From Demand Stability to Environmental Responsibility: How Ordered Backlogs Shape Firm Behaviour
Ashutosh Singh, Salwa Saleh Almasabi, Ajay Kumar Patel, Judit Petra Koltai, Debanjana DeyABSTRACT
Ordered backlogs are the confirmed and yet to be delivered customer orders, which may have multiple advantages to firms. We investigate how ordered backlogs influence firms' future environmental misconduct. Drawing on organisational slack theory, we argue that ordered backlogs as a form of demand‐side slack can reduce environmental misconduct. We combine data from Violation Tracker, Compustat, ExecuComp and IBES to construct a longitudinal panel of US publicly traded firms spanning the period from 2000 to 2024. Using high‐dimensional fixed effects models, we find that higher levels of ordered backlogs are associated with significantly lower future environmental misconduct. Building on resource orchestration theory, we further examine how internal resource configurations condition this relationship by altering managerial discretion and resource deployment.
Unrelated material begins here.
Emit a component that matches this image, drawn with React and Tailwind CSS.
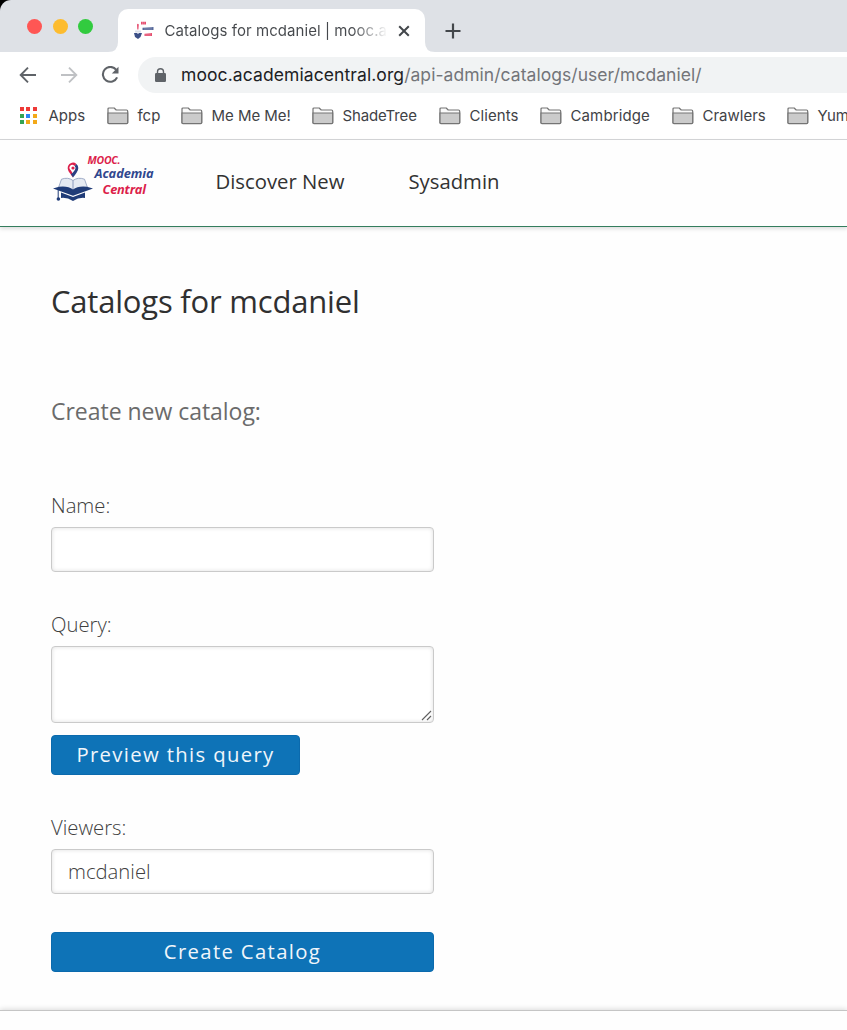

We show that the negative association between ordered backlogs and environmental misconduct is attenuated in firms with higher R&D intensity, greater gross profitability and higher current asset intensity, suggesting that active resource deployment can override the stabilising influence of demand‐side slack. On the other hand, buffering capacity based on inventory makes the negative link between ordered backlogs and environmental misconduct even stronger. We use the Gaussian copula method to deal with endogeneity concerns. Our findings demonstrate that operational demand conditions and internal resource orchestration jointly shape firms' environmental behaviour.